-- BEGIN Recorded data --

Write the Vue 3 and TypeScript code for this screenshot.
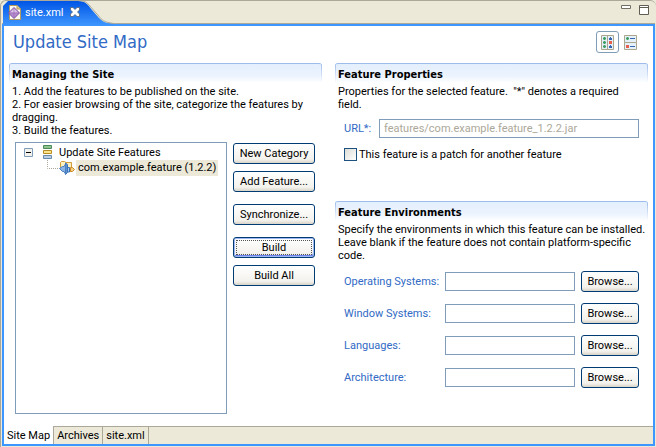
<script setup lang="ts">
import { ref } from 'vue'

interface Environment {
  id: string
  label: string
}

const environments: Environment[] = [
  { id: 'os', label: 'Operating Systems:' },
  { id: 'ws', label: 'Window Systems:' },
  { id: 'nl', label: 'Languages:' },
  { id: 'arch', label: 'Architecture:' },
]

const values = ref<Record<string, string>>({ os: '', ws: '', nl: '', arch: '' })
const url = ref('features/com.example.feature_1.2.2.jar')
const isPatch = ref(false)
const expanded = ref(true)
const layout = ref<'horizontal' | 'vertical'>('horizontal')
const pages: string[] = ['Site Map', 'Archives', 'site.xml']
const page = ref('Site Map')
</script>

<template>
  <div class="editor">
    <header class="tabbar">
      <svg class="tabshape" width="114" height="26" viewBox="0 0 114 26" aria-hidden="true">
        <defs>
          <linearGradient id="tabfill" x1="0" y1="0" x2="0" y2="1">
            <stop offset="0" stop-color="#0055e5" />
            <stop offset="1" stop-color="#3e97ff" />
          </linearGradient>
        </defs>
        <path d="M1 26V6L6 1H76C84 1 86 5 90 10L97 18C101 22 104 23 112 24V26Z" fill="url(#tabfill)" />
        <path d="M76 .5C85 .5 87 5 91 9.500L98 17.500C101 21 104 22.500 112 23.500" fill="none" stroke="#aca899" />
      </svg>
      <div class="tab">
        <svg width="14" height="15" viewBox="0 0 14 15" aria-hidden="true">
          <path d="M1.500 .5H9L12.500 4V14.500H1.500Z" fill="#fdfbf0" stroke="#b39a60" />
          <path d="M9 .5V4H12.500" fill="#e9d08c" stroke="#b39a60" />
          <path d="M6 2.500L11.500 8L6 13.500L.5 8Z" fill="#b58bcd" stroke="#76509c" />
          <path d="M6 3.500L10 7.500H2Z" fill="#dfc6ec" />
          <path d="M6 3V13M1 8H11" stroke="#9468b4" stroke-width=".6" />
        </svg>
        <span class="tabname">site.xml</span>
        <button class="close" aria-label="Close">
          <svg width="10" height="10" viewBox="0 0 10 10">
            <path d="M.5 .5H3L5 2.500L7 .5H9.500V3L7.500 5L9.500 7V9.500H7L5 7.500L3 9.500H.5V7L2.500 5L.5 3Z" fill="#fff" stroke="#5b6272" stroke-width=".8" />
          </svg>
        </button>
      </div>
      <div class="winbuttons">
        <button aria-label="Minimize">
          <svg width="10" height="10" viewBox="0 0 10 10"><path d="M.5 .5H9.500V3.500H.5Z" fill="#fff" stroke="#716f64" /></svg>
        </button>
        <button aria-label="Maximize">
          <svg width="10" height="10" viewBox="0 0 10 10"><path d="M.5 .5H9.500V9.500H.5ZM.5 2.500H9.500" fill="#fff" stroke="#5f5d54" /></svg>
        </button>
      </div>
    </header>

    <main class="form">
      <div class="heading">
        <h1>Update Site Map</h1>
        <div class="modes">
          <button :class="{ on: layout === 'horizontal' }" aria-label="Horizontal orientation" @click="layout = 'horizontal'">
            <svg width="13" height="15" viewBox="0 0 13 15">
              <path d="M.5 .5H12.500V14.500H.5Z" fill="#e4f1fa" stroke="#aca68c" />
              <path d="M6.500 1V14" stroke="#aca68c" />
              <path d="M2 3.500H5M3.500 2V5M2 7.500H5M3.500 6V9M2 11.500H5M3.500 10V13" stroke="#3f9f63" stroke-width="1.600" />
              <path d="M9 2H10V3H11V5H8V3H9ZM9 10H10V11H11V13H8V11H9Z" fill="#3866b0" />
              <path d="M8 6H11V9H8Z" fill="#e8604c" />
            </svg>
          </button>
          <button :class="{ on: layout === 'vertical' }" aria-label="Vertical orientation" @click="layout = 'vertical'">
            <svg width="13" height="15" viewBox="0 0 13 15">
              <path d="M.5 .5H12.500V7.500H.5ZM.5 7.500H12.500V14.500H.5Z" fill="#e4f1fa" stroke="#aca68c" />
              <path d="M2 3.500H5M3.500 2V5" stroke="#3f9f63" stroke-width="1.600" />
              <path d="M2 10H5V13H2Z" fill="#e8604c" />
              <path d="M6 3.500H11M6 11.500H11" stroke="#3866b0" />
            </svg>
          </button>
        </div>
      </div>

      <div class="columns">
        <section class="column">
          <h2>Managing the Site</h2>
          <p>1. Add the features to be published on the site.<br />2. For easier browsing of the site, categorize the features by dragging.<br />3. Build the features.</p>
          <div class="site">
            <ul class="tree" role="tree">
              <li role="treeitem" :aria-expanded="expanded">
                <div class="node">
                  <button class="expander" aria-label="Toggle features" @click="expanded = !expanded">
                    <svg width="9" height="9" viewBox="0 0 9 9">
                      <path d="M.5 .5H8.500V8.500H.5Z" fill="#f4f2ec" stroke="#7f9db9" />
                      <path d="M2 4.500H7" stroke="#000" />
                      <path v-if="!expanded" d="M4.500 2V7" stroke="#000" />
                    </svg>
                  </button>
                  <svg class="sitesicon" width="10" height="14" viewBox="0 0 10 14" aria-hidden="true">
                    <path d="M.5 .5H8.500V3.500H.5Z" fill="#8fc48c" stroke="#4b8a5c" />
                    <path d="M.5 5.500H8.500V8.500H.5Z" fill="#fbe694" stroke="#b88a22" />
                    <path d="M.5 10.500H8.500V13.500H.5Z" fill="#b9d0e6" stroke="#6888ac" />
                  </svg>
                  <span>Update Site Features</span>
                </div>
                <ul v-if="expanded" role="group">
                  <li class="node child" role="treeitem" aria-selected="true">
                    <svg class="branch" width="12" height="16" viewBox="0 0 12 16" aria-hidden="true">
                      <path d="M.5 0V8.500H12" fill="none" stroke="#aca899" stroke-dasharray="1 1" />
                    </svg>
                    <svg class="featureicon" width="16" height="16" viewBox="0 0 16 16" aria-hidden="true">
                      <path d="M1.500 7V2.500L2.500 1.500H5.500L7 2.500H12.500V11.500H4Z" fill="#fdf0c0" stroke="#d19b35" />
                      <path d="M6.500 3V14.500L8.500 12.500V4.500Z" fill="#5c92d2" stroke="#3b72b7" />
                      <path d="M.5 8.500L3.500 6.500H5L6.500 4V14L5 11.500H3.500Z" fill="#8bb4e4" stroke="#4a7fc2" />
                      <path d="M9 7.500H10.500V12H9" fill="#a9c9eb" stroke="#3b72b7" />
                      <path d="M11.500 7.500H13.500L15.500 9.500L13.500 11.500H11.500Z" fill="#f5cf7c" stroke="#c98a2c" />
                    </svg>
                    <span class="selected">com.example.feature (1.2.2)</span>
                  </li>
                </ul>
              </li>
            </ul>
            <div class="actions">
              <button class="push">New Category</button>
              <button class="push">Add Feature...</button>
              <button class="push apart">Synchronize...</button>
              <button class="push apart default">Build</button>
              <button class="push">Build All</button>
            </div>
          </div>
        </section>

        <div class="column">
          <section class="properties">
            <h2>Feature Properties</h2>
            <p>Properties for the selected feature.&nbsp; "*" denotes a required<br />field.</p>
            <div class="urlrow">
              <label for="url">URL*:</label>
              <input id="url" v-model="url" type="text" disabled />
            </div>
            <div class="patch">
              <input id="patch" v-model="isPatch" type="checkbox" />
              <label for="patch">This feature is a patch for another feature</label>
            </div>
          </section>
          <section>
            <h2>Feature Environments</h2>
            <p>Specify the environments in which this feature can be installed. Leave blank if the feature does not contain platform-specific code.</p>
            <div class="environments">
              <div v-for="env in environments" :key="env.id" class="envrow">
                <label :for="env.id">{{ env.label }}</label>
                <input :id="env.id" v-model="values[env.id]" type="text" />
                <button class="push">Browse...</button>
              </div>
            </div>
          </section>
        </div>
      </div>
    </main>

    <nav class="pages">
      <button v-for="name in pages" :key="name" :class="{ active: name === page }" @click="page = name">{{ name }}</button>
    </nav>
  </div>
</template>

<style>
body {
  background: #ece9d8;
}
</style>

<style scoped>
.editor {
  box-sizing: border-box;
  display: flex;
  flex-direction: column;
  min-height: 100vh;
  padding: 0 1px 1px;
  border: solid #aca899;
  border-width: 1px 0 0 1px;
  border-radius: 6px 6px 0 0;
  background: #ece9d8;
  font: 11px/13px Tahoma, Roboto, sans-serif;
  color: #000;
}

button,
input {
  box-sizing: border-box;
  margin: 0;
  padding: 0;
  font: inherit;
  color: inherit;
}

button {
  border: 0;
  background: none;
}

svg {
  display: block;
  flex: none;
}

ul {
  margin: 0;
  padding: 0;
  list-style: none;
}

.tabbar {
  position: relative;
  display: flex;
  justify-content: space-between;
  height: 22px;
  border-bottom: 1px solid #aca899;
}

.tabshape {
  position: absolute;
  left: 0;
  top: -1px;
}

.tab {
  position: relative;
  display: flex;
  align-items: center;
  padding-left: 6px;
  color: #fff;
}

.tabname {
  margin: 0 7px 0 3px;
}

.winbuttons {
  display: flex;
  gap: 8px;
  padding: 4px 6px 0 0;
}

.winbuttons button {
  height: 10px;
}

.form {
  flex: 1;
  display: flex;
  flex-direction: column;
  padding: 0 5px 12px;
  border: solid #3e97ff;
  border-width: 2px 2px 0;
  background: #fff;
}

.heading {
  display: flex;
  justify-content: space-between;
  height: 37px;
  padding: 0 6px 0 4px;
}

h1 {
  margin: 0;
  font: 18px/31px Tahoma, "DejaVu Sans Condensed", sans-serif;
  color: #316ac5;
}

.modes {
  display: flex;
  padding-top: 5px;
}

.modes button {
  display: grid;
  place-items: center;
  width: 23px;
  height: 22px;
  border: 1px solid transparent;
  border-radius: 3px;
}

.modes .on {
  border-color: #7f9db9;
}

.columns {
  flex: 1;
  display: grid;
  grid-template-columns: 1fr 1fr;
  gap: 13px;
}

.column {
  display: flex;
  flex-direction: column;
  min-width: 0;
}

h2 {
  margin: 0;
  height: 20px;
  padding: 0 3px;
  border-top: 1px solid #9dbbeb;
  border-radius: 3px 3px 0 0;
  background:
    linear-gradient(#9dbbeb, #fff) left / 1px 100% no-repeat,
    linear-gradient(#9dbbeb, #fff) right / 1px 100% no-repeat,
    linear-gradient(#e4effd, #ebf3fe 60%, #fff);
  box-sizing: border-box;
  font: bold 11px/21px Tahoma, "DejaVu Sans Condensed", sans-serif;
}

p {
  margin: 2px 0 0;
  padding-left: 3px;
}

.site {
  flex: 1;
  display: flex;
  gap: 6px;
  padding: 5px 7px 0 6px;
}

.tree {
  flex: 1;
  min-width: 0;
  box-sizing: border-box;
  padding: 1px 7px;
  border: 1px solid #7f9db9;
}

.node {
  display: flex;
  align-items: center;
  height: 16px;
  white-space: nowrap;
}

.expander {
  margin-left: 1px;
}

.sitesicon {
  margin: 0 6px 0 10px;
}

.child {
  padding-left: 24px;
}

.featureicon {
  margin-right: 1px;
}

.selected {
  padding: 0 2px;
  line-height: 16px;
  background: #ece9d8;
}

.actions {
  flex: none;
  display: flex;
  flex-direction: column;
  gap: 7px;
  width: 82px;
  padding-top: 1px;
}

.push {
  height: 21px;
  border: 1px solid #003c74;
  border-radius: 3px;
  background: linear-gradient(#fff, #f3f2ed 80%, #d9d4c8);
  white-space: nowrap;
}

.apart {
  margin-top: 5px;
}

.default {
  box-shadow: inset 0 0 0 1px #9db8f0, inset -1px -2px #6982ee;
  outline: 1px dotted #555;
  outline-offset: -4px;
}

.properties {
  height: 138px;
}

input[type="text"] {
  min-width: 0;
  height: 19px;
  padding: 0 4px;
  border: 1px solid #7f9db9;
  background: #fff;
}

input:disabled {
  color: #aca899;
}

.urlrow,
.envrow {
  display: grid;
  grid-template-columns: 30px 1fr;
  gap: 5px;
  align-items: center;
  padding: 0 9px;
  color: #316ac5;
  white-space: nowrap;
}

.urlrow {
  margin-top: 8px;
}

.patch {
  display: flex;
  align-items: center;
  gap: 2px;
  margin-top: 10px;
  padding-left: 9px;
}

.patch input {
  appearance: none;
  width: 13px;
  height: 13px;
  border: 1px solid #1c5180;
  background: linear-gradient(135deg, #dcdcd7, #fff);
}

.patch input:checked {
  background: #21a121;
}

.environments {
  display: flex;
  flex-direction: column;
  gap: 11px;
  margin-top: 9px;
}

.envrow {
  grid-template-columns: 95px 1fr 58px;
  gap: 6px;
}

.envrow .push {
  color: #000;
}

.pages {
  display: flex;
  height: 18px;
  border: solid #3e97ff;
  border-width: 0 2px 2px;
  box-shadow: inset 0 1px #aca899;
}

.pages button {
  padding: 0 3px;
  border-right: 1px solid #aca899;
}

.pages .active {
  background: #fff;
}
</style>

-- END Recorded data --

### [Prompt]
How many lines of the listing include the string "code"? Answer with the number alone.

### [Answer in full]
2